The Challenge: Granting Wider Access to a Federal Application
A federal agency is creating a new facility, bringing a large number of new employees to the location. Many of these new employees will have low-side clearances, a shift for the agency that up to now primarily had high-side clearance employees. As a result, the agency needed low-side enabled applications to be accessible to new employees. This was particularly relevant for a ticketing system that every employee needed to use, but was only available to high-side employees.
The agency needed help because moving something from a high security classification to a lower classification is very difficult, and requires a lot of upfront research to understand the requirements and users. The agency engaged with us as part of an effort to move a suite of applications from high-side to low-side, starting with the ticketing system.
Our Process: Human-Centered Design Agile
With everyone at the client needing to use this application, the team started with extensive HCD work, conducting hours of user interviews to understand how people currently used it, what features they wanted, and what could make it easier to operate.
We then explored the application ourselves and reviewed documents, including an agency style guide, to inform how the new application would look and operate.
Our design efforts around things such as page layouts and user workflows continued to stay one sprint ahead of development throughout the process in order to provide prototypes and get feedback from stakeholders, users, and developers in an open, conversational manner. This allowed us to continually test, iterate, and improve, while also ensuring buy-in and trust across the organization.
The Solution: Migrating an Application to Low-Side Clearance Level
The team rewrote the ticketing application as a cloud-native application on AWS with the deployment environment on Red Hat OpenShift, bringing the added benefits the cloud brings while also moving it from high-side to low-side.

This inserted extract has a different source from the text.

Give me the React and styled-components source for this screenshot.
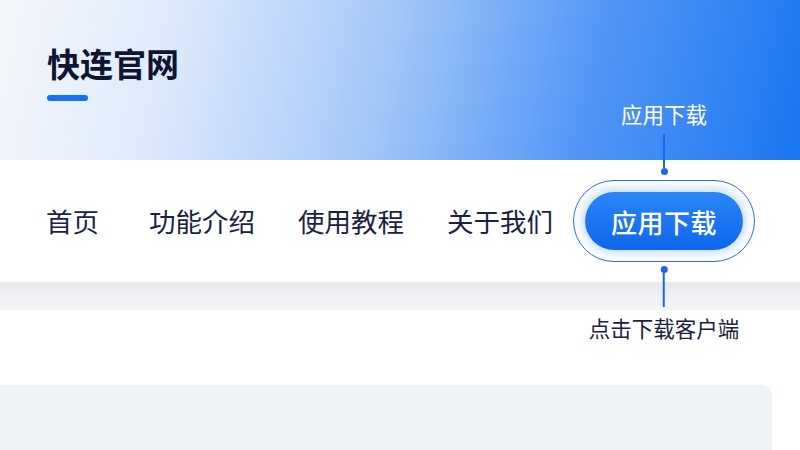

We improved the workflow and the design based on the assessments and research related to the legacy application, while the new design met the specific agency requirements laid out in the style guide. The team also built components that will work across the suite of applications to be migrated from high-side to low-side over time, helping those future efforts as part of this migration.
The Outcomes: Access for All Analysts
With the application moved from high-side to low-side, we enabled over 200 analysts to work within the application, spreading ticket reporting across a much wider base. Existing users also found it much easier to use thanks to the HCDAgile process prioritizing a simpler, more intuitive design. The application is more scalable due to being in the cloud, which is crucial as the number of analysts continues to grow with the agency’s expansion plans.
“The tenets of 1904labs’ software development process closely mirrors our approach in building a project with highly targeted user engagement that meets customer requirements for operations.”